[GIVEN DATA start]

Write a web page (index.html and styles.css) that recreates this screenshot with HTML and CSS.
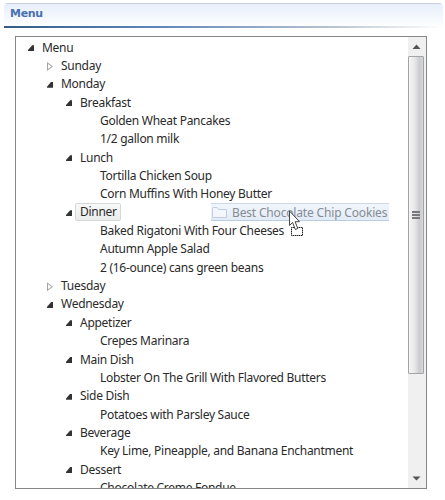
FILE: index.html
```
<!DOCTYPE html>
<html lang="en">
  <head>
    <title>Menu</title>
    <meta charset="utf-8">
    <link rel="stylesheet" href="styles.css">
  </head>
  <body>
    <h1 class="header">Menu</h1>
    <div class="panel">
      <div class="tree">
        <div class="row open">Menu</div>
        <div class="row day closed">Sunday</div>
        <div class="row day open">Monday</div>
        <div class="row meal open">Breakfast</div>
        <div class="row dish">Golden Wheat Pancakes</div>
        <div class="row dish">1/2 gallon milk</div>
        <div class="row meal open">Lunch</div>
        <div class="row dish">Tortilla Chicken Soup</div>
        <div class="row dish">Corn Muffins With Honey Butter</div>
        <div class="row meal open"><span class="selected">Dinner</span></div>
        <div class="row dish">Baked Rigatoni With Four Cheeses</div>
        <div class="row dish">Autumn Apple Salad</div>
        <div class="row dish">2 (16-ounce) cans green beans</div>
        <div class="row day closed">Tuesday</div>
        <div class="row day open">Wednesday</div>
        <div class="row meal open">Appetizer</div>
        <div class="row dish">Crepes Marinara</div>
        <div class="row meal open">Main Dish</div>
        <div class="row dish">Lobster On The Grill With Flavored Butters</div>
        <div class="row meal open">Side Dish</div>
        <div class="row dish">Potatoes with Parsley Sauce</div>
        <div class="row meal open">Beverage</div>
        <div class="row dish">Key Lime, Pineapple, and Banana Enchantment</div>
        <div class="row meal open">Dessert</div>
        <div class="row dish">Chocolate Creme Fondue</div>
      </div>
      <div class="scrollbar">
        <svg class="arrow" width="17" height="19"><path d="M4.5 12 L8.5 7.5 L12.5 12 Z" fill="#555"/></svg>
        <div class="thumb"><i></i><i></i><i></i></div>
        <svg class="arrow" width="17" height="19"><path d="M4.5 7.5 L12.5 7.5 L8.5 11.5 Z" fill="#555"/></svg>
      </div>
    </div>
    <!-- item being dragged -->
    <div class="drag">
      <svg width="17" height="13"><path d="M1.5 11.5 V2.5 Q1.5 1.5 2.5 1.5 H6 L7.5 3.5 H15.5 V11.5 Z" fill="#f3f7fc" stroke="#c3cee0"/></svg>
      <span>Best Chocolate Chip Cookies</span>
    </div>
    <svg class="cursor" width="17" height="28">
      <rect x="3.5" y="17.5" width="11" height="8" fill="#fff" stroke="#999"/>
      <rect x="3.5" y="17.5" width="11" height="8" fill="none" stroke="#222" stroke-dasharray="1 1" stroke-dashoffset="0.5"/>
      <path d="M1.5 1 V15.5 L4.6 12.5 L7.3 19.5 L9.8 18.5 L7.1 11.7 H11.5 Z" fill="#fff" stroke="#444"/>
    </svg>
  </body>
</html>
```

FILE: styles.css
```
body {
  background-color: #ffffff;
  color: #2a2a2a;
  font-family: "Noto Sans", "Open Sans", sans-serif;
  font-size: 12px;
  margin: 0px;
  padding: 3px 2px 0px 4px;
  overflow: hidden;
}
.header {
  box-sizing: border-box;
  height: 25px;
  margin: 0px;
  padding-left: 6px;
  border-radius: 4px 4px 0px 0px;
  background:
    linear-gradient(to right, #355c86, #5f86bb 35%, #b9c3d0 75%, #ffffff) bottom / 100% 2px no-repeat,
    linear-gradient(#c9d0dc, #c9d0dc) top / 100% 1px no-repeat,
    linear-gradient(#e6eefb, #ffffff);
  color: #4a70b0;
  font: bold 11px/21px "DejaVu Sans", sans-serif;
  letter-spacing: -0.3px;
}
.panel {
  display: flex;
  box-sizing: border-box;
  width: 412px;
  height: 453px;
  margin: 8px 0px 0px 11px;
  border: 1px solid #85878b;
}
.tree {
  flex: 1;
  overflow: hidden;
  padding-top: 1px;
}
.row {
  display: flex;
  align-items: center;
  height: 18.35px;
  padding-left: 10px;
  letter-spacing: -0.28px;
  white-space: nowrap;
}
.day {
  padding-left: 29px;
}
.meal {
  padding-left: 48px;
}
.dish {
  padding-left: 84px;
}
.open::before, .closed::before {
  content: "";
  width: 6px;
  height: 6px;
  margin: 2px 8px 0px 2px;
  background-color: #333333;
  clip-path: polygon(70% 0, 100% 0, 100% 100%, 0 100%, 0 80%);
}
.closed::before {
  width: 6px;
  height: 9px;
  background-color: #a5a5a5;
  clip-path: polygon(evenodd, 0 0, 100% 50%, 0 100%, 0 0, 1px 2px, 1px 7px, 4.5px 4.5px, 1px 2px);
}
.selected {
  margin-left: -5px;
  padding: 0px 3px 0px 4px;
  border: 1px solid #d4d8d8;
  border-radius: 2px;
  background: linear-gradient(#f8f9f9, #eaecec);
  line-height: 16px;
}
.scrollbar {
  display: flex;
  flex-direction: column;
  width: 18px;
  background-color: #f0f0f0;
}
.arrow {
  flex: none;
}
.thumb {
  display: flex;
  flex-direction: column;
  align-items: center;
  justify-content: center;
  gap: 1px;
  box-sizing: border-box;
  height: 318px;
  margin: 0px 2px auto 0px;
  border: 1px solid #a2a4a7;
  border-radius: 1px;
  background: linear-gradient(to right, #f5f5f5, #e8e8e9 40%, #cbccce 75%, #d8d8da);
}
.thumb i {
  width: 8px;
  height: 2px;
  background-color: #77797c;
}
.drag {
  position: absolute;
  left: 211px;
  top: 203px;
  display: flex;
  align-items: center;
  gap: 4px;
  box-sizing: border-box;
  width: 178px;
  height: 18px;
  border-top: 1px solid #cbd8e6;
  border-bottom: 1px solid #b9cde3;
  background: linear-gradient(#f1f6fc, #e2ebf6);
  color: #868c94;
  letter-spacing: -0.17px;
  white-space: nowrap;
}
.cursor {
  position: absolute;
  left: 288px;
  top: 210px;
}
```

[GIVEN DATA end]

▸ **WRITTEN REQUEST**: Copy out every line of the data that includes the word "styles".

▸ **FINISHED ANSWER**:
Write a web page (index.html and styles.css) that recreates this screenshot with HTML and CSS.
    <link rel="stylesheet" href="styles.css">
FILE: styles.css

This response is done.